**** DATASET

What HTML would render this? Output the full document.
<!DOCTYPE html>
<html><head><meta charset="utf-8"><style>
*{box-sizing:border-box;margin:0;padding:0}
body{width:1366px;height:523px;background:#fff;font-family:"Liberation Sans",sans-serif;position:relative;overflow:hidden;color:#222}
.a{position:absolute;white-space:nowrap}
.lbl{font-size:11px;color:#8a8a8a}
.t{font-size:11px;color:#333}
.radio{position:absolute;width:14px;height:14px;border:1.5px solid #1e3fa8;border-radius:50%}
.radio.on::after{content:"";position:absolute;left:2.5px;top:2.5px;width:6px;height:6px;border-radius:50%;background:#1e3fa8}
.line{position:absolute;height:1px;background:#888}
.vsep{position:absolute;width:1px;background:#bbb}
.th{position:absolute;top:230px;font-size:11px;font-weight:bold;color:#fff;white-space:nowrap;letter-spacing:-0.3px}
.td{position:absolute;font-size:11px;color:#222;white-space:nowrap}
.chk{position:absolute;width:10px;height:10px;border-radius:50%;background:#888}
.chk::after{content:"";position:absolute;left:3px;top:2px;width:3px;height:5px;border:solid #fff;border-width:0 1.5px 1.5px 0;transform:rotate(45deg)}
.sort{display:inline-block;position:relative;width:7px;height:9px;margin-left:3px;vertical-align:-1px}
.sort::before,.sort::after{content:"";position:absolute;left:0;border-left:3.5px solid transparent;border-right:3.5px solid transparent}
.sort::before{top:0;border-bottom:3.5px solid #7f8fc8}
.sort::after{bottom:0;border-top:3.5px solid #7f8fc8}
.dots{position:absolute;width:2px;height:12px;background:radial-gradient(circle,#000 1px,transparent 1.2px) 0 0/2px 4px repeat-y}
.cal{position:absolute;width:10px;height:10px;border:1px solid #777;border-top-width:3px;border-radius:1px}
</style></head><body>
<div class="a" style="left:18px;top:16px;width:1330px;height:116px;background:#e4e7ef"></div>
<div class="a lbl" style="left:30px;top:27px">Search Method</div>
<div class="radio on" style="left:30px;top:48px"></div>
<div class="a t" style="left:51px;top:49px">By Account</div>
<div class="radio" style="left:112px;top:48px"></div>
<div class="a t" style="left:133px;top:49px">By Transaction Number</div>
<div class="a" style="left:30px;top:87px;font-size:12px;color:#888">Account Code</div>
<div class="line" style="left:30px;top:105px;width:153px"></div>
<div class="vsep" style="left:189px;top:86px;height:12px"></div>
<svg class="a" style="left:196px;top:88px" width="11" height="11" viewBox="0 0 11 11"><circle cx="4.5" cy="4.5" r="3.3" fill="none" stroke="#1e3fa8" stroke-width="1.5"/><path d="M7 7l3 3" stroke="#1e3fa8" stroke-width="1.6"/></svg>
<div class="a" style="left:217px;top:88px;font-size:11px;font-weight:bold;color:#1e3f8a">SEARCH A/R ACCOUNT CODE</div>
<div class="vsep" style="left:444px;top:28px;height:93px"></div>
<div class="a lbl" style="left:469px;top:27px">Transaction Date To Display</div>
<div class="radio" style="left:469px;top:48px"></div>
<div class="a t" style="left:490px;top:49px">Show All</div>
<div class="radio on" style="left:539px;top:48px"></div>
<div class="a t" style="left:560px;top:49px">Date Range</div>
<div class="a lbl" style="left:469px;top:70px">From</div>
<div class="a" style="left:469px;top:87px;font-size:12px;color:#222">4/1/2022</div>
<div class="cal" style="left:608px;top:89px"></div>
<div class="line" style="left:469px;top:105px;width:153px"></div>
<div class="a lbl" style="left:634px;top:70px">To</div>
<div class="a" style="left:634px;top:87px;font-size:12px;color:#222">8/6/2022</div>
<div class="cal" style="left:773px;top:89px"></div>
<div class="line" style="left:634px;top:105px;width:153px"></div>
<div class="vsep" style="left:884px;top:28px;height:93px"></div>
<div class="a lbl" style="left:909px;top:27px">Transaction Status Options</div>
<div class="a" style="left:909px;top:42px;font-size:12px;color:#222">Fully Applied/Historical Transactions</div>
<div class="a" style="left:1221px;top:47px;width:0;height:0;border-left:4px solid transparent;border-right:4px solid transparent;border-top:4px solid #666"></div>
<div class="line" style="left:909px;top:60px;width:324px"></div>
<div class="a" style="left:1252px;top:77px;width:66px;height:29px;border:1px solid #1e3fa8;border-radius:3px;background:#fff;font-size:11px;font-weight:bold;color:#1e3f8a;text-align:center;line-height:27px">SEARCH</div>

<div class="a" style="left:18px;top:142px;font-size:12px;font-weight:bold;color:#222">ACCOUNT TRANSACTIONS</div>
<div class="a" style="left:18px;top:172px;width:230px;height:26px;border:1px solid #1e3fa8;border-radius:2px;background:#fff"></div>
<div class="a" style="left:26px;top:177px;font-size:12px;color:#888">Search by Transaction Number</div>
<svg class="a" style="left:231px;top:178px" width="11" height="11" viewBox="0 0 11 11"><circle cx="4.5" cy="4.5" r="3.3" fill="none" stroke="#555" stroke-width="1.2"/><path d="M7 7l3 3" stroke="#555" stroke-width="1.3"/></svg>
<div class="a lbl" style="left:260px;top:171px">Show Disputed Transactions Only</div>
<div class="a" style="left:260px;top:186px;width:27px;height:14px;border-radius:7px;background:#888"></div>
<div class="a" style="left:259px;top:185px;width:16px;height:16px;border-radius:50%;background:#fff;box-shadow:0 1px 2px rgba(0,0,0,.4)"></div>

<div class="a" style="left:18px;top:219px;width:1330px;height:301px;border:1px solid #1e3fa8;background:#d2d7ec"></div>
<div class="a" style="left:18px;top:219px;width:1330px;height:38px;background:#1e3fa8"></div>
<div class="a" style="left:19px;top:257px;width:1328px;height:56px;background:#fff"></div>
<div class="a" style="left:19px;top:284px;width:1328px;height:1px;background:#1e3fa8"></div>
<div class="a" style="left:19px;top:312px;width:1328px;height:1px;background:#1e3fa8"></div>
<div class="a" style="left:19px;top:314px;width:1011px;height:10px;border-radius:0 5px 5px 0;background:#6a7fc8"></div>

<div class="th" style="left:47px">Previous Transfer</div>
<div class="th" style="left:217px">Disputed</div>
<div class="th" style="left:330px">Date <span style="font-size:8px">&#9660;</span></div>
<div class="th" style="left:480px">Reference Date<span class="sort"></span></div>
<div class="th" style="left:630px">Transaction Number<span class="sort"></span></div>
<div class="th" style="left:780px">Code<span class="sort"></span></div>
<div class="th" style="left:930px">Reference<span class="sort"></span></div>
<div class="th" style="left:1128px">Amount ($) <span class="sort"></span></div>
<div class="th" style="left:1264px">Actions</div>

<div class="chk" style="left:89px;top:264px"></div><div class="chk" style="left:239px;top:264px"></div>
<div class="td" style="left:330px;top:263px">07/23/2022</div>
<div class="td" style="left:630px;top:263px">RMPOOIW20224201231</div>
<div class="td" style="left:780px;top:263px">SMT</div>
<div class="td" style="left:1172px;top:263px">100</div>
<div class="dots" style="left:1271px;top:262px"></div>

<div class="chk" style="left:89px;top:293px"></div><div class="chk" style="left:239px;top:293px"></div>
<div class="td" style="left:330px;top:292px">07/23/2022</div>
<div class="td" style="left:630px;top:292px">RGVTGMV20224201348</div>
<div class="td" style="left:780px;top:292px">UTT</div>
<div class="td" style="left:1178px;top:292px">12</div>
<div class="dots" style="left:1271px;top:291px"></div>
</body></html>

********
**** DATASET

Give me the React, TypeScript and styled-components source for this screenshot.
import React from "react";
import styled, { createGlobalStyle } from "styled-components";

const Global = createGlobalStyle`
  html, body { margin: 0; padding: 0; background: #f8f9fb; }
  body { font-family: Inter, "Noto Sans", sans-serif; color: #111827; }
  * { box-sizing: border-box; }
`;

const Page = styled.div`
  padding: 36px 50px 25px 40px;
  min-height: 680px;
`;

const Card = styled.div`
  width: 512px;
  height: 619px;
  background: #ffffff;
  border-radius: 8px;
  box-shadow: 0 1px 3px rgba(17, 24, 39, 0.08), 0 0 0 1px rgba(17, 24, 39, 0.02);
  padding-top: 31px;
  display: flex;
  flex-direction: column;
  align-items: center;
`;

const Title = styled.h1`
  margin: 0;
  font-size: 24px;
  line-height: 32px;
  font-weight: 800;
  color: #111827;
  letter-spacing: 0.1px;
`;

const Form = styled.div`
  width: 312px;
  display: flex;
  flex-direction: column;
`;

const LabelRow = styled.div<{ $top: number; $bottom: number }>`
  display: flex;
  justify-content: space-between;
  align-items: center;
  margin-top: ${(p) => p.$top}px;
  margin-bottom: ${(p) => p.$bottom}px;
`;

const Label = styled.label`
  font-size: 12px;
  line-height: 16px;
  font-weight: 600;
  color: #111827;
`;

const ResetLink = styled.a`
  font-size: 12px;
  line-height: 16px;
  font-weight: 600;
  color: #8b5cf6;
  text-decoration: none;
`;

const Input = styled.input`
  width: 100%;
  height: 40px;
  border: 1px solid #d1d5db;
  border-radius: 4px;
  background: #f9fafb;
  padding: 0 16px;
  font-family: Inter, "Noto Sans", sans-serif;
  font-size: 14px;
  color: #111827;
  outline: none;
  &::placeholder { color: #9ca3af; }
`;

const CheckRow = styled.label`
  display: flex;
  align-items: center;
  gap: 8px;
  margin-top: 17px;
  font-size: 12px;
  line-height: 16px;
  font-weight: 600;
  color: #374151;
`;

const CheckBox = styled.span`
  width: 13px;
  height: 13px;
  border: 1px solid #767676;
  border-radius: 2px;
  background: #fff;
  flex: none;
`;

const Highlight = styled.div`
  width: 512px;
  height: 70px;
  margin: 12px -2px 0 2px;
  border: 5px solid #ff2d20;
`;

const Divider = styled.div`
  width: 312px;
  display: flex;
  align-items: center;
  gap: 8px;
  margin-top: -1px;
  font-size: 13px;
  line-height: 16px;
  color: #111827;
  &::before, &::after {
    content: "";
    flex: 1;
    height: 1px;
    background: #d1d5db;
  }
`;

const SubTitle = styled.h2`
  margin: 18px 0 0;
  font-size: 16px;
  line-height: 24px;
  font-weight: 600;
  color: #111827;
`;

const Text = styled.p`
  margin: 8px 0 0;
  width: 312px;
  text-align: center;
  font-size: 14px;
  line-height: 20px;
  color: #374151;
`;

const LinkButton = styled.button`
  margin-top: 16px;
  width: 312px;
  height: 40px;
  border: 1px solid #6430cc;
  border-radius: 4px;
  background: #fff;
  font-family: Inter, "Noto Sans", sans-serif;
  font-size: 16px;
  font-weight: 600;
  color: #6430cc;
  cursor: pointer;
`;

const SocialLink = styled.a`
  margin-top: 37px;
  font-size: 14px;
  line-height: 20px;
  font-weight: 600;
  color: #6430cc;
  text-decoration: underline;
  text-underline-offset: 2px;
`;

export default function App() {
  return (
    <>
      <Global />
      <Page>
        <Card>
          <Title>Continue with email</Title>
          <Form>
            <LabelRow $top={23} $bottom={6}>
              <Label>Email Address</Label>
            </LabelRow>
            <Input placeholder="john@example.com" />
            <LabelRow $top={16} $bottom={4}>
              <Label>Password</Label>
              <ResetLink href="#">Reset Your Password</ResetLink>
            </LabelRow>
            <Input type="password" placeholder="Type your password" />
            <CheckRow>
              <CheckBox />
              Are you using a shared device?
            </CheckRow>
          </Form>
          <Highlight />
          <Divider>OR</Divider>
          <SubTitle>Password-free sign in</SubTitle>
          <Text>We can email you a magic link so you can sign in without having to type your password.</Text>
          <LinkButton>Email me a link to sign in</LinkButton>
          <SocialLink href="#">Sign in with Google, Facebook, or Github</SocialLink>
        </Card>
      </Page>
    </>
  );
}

********
**** DATASET

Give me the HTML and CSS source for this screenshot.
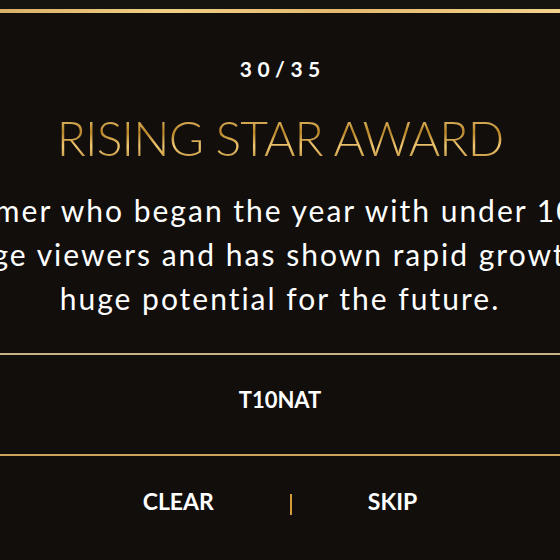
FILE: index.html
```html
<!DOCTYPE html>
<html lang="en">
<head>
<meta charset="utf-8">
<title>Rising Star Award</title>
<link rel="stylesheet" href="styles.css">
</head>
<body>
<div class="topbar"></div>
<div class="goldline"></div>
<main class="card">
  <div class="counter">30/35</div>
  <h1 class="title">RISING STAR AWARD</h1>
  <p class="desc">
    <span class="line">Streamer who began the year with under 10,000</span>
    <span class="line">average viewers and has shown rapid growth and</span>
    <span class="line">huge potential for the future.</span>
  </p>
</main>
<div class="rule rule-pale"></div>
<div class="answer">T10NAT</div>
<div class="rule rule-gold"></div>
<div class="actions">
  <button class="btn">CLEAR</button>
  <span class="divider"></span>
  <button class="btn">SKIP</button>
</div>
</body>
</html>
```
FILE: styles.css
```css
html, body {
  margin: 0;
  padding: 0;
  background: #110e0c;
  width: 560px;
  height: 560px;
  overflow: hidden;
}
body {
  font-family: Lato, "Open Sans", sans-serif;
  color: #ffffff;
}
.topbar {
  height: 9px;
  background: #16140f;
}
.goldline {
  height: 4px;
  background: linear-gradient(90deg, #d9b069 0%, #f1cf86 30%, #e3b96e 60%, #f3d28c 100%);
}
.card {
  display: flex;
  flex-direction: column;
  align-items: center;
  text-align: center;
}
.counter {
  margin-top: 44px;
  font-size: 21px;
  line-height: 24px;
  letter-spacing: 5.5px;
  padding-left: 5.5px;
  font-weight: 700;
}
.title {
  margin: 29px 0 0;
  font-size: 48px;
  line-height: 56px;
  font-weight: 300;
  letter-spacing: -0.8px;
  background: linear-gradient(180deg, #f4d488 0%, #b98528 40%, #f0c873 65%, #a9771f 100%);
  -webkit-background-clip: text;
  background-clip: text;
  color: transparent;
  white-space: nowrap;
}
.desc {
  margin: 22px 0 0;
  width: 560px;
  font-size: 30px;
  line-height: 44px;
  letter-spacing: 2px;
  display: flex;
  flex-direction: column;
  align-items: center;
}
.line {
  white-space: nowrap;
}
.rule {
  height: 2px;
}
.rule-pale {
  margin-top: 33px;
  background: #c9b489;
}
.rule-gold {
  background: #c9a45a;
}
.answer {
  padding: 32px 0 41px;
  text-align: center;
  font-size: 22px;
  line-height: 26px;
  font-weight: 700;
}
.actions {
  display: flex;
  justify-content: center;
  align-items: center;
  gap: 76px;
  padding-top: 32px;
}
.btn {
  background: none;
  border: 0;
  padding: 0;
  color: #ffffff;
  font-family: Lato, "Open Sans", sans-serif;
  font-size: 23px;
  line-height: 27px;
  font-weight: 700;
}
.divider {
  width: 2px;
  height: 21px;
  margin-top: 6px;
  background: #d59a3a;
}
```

********

Out of the material above, select every line that holds the string "React".

#### [RESPONSE TO THE EXERCISE]
Give me the React, TypeScript and styled-components source for this screenshot.
import React from "react";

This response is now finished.